The land on which the Alhousaht residential school was built was provided to the United Church with the understanding that it would be retained for the community. But in 1953 the United Church sold a portion of the land to a private individual for the paltry sum of $2,000. In 1994, MacMillan- Bloedel became involved with their purchase of a portion of the remainder of the land, a deal that Annett believes is worth millions of dollars.
Annett wrote a letter to the United Church in 1995 stating that the land deal constitutes a violation of trust of the Alhousaht nation and that a reconciliation would be imperative. Four weeks after writing that letter, Annett says that he was fired without cause. "The simple fact is that the two critics of the land sale at Alhousaht, myself and Earl, were both forced from the church. And for us, that raised deeper questions and why that would happen. Why would the United Church spend a quarter of a million dollars driving me out of the ministry?"
In the question and answer period following, a number of people in the audience come forward to tell their own stories. Two people reveal that their experiences were so traumatic they are considering suicide.

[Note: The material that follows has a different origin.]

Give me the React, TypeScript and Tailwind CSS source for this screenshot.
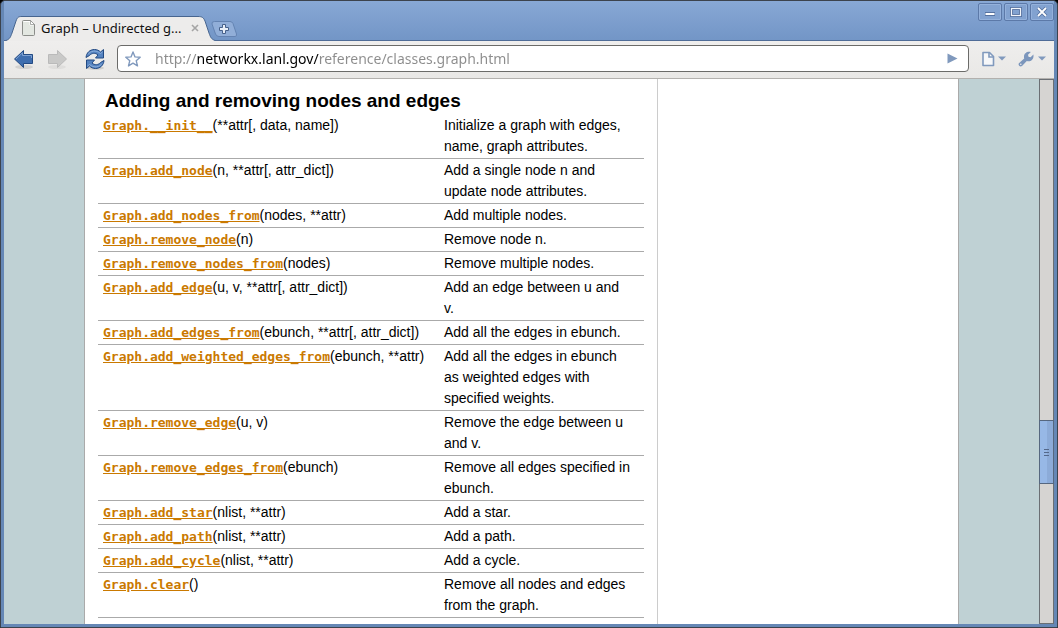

A concerned man from the audience steps forward with a feather and bestows a blessing on them both. Nahanee offers to counsel them both after the forum. In these gestures of mutual support, Chief George's opening words seem to find resonance: "After you let go of all the hurts and the pains and the anger that brought you to the drug addition and alcoholism, maybe you can heal from that and look back... but there's no way I can tell you that you're not going to have any more problems." He adds, "So dear friends, I congratulate you on what you are starting to do. And it's such a beautiful gathering here. And this tells me that you're all caring people, and this is good. This is what gives us the hope. As long as we love each other and we try to keep close at hand our unity, I know that our people will be here on this earth to the end of time. And even though we are still on the healing path, we know that we have won."